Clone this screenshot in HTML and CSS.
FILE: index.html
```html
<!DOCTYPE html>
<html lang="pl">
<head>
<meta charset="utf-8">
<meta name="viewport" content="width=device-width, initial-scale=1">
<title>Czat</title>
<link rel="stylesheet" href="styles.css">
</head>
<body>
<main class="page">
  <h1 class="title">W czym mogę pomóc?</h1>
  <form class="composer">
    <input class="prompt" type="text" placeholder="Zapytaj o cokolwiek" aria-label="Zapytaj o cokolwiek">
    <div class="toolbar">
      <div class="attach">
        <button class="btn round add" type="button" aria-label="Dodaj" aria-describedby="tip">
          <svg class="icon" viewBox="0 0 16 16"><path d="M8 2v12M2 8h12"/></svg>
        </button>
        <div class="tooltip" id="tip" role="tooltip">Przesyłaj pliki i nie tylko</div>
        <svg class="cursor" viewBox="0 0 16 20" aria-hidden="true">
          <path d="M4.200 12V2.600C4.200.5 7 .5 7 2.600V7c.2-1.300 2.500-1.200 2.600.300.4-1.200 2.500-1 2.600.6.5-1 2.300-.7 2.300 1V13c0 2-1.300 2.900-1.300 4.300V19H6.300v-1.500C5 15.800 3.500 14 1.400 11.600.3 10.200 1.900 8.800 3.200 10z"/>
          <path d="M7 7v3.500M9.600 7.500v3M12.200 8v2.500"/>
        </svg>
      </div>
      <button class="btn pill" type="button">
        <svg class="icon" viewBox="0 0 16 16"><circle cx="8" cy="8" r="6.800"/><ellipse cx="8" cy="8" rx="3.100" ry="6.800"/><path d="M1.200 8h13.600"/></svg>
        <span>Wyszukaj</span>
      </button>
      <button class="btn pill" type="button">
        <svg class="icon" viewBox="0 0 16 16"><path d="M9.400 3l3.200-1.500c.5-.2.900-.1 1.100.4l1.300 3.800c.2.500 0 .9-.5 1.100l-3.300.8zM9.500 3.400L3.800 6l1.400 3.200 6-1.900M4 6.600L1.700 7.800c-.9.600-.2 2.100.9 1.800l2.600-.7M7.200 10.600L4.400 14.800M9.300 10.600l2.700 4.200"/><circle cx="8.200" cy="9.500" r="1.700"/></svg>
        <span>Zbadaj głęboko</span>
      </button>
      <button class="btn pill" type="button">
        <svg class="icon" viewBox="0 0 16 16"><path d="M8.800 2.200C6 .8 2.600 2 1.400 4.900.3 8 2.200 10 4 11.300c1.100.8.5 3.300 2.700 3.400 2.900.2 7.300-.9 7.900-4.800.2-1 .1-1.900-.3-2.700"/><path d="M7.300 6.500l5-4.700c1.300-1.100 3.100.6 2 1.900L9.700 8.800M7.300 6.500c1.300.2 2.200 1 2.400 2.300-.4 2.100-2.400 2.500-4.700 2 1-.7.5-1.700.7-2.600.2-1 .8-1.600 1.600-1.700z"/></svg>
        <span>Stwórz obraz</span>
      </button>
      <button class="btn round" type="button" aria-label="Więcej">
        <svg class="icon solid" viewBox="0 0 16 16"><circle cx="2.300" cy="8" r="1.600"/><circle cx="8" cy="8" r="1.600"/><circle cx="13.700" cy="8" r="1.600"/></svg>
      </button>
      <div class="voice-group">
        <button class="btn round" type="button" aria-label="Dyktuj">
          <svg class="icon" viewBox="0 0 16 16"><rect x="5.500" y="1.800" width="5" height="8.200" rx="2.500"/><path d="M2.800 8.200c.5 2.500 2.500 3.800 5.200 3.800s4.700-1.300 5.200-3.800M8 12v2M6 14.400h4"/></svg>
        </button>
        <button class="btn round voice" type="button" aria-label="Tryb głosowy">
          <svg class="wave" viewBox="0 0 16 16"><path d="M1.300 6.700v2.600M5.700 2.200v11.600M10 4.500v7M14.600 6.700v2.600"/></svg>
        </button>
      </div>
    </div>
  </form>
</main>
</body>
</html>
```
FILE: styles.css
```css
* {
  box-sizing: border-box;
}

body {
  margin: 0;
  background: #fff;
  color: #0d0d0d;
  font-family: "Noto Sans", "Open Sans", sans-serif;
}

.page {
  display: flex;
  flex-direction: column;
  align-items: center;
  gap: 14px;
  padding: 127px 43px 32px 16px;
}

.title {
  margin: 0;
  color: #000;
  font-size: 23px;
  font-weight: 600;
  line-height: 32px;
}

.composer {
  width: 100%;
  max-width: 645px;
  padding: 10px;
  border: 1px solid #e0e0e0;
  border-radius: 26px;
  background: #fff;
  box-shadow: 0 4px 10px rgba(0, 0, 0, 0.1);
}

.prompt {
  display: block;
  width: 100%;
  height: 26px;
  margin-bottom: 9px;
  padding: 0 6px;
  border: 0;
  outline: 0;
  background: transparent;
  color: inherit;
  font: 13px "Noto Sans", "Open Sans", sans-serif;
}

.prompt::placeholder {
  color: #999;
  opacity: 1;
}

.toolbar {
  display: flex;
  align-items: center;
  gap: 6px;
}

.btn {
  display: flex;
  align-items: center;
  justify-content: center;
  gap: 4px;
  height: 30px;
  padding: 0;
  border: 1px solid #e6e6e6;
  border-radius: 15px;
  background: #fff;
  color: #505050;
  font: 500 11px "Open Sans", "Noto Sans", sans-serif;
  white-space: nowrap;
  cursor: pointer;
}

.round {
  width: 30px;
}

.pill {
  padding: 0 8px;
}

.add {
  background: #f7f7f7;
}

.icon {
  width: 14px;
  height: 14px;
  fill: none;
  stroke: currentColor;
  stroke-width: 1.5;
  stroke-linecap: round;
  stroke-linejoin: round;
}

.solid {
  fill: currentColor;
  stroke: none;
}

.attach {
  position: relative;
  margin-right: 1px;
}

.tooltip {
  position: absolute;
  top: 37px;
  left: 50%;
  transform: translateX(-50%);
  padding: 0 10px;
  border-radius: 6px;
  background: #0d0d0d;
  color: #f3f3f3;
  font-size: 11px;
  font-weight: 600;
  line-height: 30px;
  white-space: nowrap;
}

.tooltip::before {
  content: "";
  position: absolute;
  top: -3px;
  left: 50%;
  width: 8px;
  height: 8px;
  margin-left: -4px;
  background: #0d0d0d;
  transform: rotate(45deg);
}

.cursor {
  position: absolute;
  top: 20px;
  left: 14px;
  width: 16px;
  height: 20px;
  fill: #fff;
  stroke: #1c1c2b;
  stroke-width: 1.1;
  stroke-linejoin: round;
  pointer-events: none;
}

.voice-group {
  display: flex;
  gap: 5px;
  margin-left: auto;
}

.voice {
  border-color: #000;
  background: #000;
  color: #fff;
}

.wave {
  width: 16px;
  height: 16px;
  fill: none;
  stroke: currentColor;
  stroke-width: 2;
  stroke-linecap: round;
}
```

################

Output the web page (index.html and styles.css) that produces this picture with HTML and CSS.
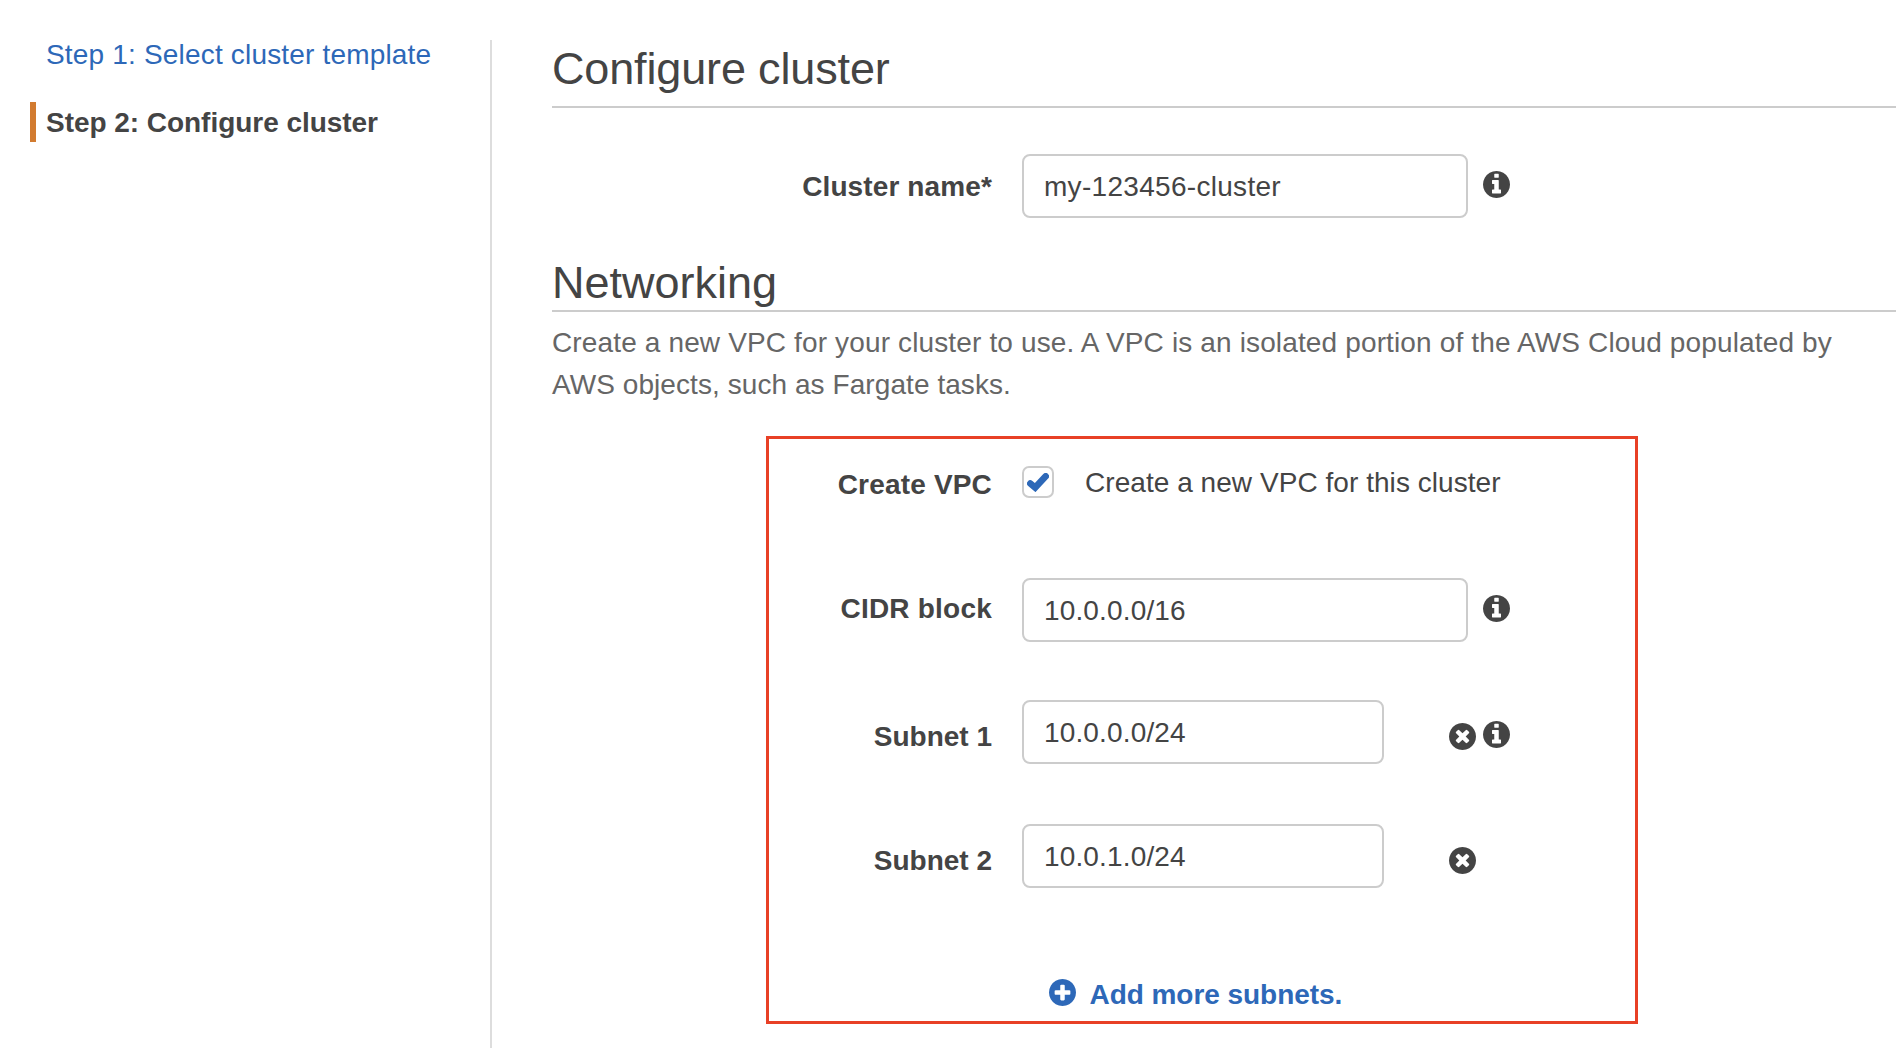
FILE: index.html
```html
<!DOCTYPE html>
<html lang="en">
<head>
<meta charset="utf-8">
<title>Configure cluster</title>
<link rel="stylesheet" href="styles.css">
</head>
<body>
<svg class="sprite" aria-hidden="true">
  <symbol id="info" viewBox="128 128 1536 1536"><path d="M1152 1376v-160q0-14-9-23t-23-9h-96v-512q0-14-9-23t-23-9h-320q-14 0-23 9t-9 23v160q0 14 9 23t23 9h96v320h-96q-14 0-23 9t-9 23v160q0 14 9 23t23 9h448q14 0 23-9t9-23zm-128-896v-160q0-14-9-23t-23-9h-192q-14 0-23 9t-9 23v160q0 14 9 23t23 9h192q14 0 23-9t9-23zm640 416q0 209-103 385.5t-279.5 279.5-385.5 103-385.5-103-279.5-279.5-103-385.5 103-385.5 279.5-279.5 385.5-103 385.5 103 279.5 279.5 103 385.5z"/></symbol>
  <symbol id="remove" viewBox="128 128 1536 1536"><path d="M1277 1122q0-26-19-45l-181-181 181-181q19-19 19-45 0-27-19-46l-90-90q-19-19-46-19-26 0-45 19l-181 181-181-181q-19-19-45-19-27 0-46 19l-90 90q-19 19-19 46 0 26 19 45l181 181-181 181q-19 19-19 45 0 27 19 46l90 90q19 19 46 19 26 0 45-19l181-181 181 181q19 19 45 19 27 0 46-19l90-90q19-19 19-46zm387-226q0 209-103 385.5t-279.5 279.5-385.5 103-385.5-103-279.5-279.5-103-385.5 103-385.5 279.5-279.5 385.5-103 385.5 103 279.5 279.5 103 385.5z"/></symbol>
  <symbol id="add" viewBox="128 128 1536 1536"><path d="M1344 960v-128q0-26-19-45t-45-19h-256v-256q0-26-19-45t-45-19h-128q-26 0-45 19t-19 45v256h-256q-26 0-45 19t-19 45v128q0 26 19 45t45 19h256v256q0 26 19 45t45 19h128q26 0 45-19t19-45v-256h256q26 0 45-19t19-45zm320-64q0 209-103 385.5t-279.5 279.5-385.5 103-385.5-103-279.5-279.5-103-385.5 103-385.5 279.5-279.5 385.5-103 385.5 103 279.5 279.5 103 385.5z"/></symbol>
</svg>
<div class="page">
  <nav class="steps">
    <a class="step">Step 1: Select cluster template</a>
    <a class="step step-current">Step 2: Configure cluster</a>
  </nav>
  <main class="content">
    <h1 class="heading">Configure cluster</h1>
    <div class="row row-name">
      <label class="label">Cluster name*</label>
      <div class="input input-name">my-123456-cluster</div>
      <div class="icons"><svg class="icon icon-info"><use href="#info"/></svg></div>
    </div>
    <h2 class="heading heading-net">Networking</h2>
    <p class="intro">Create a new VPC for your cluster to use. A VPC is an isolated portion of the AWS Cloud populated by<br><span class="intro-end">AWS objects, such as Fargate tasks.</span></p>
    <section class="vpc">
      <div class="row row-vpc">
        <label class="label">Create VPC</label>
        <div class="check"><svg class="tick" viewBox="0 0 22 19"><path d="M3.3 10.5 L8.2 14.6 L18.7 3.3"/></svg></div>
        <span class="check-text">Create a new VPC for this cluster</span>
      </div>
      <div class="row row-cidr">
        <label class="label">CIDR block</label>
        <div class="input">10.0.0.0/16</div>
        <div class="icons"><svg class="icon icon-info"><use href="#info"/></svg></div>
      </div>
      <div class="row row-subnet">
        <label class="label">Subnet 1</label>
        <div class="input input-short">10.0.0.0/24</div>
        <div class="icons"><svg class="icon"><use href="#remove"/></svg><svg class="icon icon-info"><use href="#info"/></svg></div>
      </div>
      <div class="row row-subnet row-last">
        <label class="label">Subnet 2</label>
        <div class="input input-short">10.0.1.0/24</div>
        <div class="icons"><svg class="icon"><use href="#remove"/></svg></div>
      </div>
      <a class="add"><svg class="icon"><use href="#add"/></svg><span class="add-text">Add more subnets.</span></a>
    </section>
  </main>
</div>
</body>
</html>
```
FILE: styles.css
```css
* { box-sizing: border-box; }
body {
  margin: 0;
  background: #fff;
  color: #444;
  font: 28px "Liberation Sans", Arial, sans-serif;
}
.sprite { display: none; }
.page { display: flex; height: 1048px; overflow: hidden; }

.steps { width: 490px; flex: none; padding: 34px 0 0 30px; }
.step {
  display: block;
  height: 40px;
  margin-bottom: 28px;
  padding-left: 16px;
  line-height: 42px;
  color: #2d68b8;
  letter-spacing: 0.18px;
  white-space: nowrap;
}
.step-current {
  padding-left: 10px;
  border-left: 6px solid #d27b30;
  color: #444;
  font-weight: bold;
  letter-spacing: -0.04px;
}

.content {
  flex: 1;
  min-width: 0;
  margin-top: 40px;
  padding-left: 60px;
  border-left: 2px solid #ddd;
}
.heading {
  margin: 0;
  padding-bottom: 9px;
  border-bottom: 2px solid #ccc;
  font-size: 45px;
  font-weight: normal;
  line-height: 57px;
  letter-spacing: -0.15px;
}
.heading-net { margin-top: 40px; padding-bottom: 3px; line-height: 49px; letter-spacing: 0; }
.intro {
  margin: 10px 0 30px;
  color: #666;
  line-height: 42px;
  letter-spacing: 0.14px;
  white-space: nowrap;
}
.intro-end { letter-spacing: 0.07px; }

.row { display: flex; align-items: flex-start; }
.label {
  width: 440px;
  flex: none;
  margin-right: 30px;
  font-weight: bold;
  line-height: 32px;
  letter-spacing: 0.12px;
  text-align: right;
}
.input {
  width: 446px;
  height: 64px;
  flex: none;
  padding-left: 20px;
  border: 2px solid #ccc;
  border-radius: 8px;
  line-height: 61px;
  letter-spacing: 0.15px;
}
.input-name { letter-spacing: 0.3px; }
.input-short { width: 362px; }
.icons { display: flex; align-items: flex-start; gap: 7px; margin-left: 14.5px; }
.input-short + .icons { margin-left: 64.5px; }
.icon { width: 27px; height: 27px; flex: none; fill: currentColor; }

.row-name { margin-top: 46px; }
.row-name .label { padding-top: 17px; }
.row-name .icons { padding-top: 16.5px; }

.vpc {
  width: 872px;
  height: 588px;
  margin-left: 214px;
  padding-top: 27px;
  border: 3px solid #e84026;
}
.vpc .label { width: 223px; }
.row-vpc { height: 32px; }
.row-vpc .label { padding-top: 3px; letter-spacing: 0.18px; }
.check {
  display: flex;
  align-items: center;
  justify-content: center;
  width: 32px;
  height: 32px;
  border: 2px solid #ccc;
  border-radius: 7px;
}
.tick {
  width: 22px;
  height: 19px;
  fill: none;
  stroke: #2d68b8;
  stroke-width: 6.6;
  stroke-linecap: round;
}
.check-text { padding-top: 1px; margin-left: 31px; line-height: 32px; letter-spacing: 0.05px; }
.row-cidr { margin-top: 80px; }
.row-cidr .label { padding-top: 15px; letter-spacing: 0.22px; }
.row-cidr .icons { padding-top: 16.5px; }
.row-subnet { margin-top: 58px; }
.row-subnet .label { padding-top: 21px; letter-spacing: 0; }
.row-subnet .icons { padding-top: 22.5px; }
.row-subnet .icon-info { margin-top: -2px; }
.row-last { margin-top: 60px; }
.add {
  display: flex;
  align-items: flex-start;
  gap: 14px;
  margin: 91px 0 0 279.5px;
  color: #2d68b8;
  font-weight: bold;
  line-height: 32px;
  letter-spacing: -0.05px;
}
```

################

• _PROBLEM DESCRIPTION_
Going through the entries above, report how many lines include the string "page". The number alone is the answer.

• _COMPLETE ANSWER_
5